Top positive review
12 people found this helpful
Engrossing book - But Could Have Been Better Written.
on 1 August 2016
I loved this book. This is one of those rare pieces of work which really got me thinking, and made me look at life in a new way. Carol Dweck's theory that most of us are controlled by either a "fixed" or "growth" mindset, and that our mindsets make a huge difference to how we succeed in life is intriguing. The reason that I've only given it four stars is because it's in my opinion a poorly written book. Perhaps Dweck should have hired a good ghost writer.
There were a few things which I disagreed with her about, the main one being her criticism of the tennis player John McEnroe. You don't get to the very pinnacle of your sport without having a growth mindset. As a person McEnroe was always a little bit damaged, but his development as a tennis player showed all the characteristics of the growth mindset: he worked hard at eliminating his deficiencies.

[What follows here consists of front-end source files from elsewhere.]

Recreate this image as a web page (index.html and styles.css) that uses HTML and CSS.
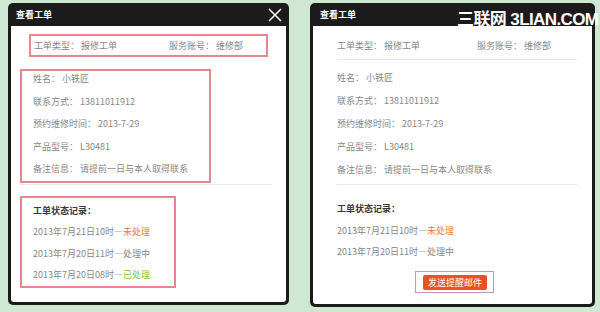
FILE: index.html
```html
<!DOCTYPE html>
<html lang="zh-CN">
<head>
    <meta charset="UTF-8">
    <title>查看工单</title>
    <link rel="stylesheet" href="styles.css">
</head>
<body>
    <div class="panel panel-left">
        <div class="head">
            <span class="title">查看工单</span>
            <svg class="close" width="14" height="14" viewBox="0 0 14 14">
                <path d="M1 1L13 13M13 1L1 13" stroke="#fff" stroke-width="1.5" fill="none"/>
            </svg>
        </div>
        <div class="body">
            <div class="mark box-top">
                <span class="w135">工单类型： 报修工单</span>
                <span>服务账号： 维修部</span>
            </div>
            <div class="mark box-info">
                <p>姓名： 小铁匠</p>
                <p>联系方式： 13811011912</p>
                <p>预约维修时间： 2013-7-29</p>
                <p>产品型号： L30481</p>
                <p>备注信息： 请提前一日与本人取得联系</p>
            </div>
            <div class="line line-left"></div>
            <div class="mark box-log">
                <h4>工单状态记录：</h4>
                <p>2013年7月21日10时—<span class="orange">未处理</span></p>
                <p>2013年7月20日11时—处理中</p>
                <p>2013年7月20日08时—<span class="green">已处理</span></p>
            </div>
        </div>
    </div>

    <div class="panel panel-right">
        <div class="head">
            <span class="title">查看工单</span>
            <span class="logo">三联网 3LIAN.COM</span>
        </div>
        <div class="body">
            <div class="row-top">
                <span class="w140">工单类型： 报修工单</span>
                <span>服务账号： 维修部</span>
            </div>
            <div class="line"></div>
            <div class="info">
                <p>姓名： 小铁匠</p>
                <p>联系方式： 13811011912</p>
                <p>预约维修时间： 2013-7-29</p>
                <p>产品型号： L30481</p>
                <p>备注信息： 请提前一日与本人取得联系</p>
            </div>
            <div class="line"></div>
            <div class="log">
                <h4>工单状态记录：</h4>
                <p>2013年7月21日10时—<span class="orange">未处理</span></p>
                <p>2013年7月20日11时—处理中</p>
            </div>
            <div class="btn-wrap">
                <a class="btn">发送提醒邮件</a>
            </div>
        </div>
    </div>
</body>
</html>
```

FILE: styles.css
```css
*{
    margin: 0;
    padding: 0;
}
body{
    width: 600px;
    height: 312px;
    background-color: #cfe8d3;
    display: flex;
    align-items: flex-start;
    padding: 3px 0 0 8px;
    box-sizing: border-box;
    font-family: "Noto Sans CJK SC", "Liberation Sans", sans-serif;
    font-size: 9px;
    color: #888;
    overflow: hidden;
}
.panel{
    background-color: #1b1b1b;
    border-radius: 5px;
    padding: 0 3px 3px;
    position: relative;
    display: flex;
    flex-direction: column;
}
.panel-left{
    width: 281px;
    height: 302px;
    box-sizing: border-box;
}
.panel-right{
    width: 285px;
    height: 304px;
    box-sizing: border-box;
    margin-left: 21px;
}
.head{
    height: 23px;
    display: flex;
    align-items: center;
    justify-content: space-between;
    padding: 0 4px 0 5px;
}
.title{
    color: #fff;
    font-weight: bold;
    font-size: 9px;
}
.panel-right .title{
    padding-left: 2px;
}
.close{
    margin-top: 1px;
}
.logo{
    position: absolute;
    left: 147px;
    top: 2px;
    color: #fff;
    font-family: "Liberation Sans", "Noto Sans CJK SC", sans-serif;
    font-size: 17px;
    font-weight: bold;
    letter-spacing: -0.6px;
    white-space: nowrap;
}
.body{
    flex: 1;
    background-color: #fff;
    border-radius: 0 0 3px 3px;
}
p, h4{
    height: 16px;
    line-height: 16px;
    white-space: nowrap;
}
h4{
    color: #3a3a3a;
    font-weight: bold;
    font-size: 9px;
}
.orange{
    color: #f0793d;
}
.green{
    color: #8cc43c;
}
.mark{
    border: 2px solid #e58890;
    box-sizing: border-box;
}
.box-top{
    margin: 8px 0 0 18px;
    width: 239px;
    height: 23px;
    display: flex;
    align-items: center;
    padding-left: 3px;
}
.w135{
    width: 135px;
}
.box-info{
    margin: 12px 0 0 9px;
    width: 191px;
    height: 114px;
    padding: 0 0 0 11px;
    display: flex;
    flex-direction: column;
    gap: 6.5px;
}
.line{
    height: 1px;
    background-color: #e6e6e6;
    margin-left: 24px;
    width: 240px;
}
.line-left{
    margin: 1px 0 0 9px;
    width: 252px;
}
.box-log{
    margin: 11px 0 0 9px;
    width: 156px;
    height: 92px;
    padding: 5px 0 0 11px;
    display: flex;
    flex-direction: column;
    gap: 5.3px;
}
.row-top{
    display: flex;
    align-items: center;
    height: 16px;
    margin: 11px 0 0 24px;
}
.panel-right .line{
    margin-top: 6px;
}
.w140{
    width: 140px;
}
.info{
    margin: 10px 0 0 24px;
    display: flex;
    flex-direction: column;
    gap: 7px;
}
.log{
    margin: 16px 0 0 24px;
    display: flex;
    flex-direction: column;
    gap: 5.5px;
}
.btn-wrap{
    margin: 11px 0 0 102px;
    width: 79px;
    height: 22px;
    border: 1px solid #c995b5;
    box-sizing: border-box;
    display: flex;
    align-items: center;
    padding-left: 7px;
}
.btn{
    display: block;
    width: 64px;
    height: 15px;
    line-height: 15px;
    background-color: #e9541c;
    color: #fff;
    text-align: center;
    border-radius: 2px;
    font-size: 9px;
}
```
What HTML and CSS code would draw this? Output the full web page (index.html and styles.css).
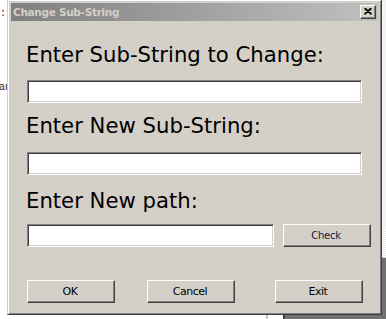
FILE: index.html
```html
<!DOCTYPE html>
<html>
<head>
<meta charset="utf-8">
<title>Change Sub-String</title>
<link rel="stylesheet" href="styles.css">
</head>
<body>
<div class="desktop">
  <div class="frag frag-top">:.</div>
  <div class="frag frag-an">an</div>
  <div class="bg-right"></div>
  <div class="bg-checker"></div>
  <div class="bg-dark"></div>
  <div class="bg-line"></div>
  <div class="window">
    <div class="titlebar">
      <span class="title">Change Sub-String</span>
      <span class="close">
        <svg width="8" height="7" viewBox="0 0 8 7"><path d="M0.5 0.5 L7.5 6.5 M1.5 0.5 L7.5 5.6 M7.5 0.5 L0.5 6.5 M6.5 0.5 L0.5 5.6" stroke="#000" stroke-width="1.2" fill="none"/></svg>
      </span>
    </div>
    <div class="content">
      <div class="label">Enter Sub-String to Change:</div>
      <div class="field wide f1"></div>
      <div class="label l2">Enter New Sub-String:</div>
      <div class="field wide f2"></div>
      <div class="label l3">Enter New path:</div>
      <div class="row3">
        <div class="field path"></div>
        <div class="btn small">Check</div>
      </div>
      <div class="buttons">
        <div class="btn">OK</div>
        <div class="btn cancel">Cancel</div>
        <div class="btn exit">Exit</div>
      </div>
    </div>
  </div>
</div>
</body>
</html>
```
FILE: styles.css
```css
html, body {
  margin: 0;
  padding: 0;
  background: #fff;
}
.desktop {
  position: relative;
  width: 386px;
  height: 319px;
  overflow: hidden;
  background: #fff;
  font-family: "DejaVu Sans", sans-serif;
}
.frag {
  position: absolute;
  font: 10px/12px "Liberation Mono", monospace;
  color: #1a1a40;
}
.frag-top { left: 0; top: 8px; }
.frag-an { left: -1px; top: 82px; color: #402010; }
.bg-right {
  position: absolute;
  left: 381px; top: 0;
  width: 5px; height: 230px;
  background: #f4f4f4;
}
.bg-checker {
  position: absolute;
  left: 381px; top: 230px;
  width: 5px; height: 26px;
  background: repeating-conic-gradient(#e6e6e6 0 25%, #ffffff 0 50%) 0 0 / 2px 2px;
}
.bg-dark {
  position: absolute;
  left: 283px; top: 257px;
  width: 103px; height: 62px;
  background: #717171;
  border-top: 1px solid #d0d0d0;
  border-left: 2px solid #404040;
}
.bg-line {
  position: absolute;
  left: 266px; top: 300px;
  width: 2px; height: 19px;
  background: #c8c8c8;
}
.window {
  position: absolute;
  left: 7px;
  top: -1px;
  width: 375px;
  height: 316px;
  box-sizing: border-box;
  background: #d4d0c8;
  border: 1px solid;
  border-color: #d4d0c8 #404040 #404040 #d4d0c8;
  box-shadow: inset 1px 1px #fff, inset -1px -1px #808080;
  padding: 3px;
}
.titlebar {
  height: 18px;
  display: flex;
  align-items: center;
  justify-content: space-between;
  background: linear-gradient(to right, #808080, #c0c0c0);
  padding: 0 2px 0 2px;
}
.title {
  font: bold 10.5px/18px "DejaVu Sans", sans-serif;
  letter-spacing: -0.3px;
  color: #d4d0c8;
}
.close {
  width: 16px;
  height: 14px;
  box-sizing: border-box;
  background: #d4d0c8;
  border: 1px solid;
  border-color: #fff #404040 #404040 #fff;
  box-shadow: inset -1px -1px #808080;
  display: flex;
  align-items: center;
  justify-content: center;
  padding: 0 1px 1px 0;
}
.close svg { display: block; }
.content {
  padding: 22px 0 0 16px;
}
.label {
  font-size: 21.2px;
  line-height: 24px;
  color: #000;
  margin-left: -1px;
  white-space: nowrap;
}
.field {
  height: 23px;
  box-sizing: border-box;
  background: #fff;
  border: 1px solid;
  border-color: #808080 #fff #fff #808080;
  box-shadow: inset 1px 1px #404040, inset -1px -1px #d4d0c8;
}
.wide { width: 335px; }
.f1 { margin-top: 13px; }
.l2 { margin-top: 11px; }
.f2 { margin-top: 14px; }
.l3 { margin-top: 14px; }
.row3 {
  margin-top: 11px;
  display: flex;
  gap: 9px;
}
.path { width: 247px; }
.btn {
  width: 88px;
  height: 23px;
  box-sizing: border-box;
  background: #d4d0c8;
  border: 1px solid;
  border-color: #fff #404040 #404040 #fff;
  box-shadow: inset -1px -1px #808080;
  display: flex;
  align-items: center;
  justify-content: center;
  padding: 0 2px 1px 0;
  font-size: 11px;
  letter-spacing: -0.5px;
  color: #000;
}
.btn.small {
  font-size: 10px;
  letter-spacing: -0.3px;
  color: #102040;
}
.buttons {
  margin-top: 33px;
  display: flex;
}
.cancel { margin-left: 32px; }
.exit { margin-left: 40px; }
```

The part of this book which really made me really think was when Dweck discusses the labels which are put on people, especially children. She believes that it's just as wrong to label a child "intelligent" as it is to call him "stupid". According to Dweck the former label can cause a child to refuse to face challenges because doing so could blemish the "perfect" label which has been placed upon him. And I found myself laughing at her explanation of why Enron failed: the fixed-mindset arrogance of a business's senior managers was something which I've experienced in my working life too.
This is book which everybody should read: it made a massive impression on me.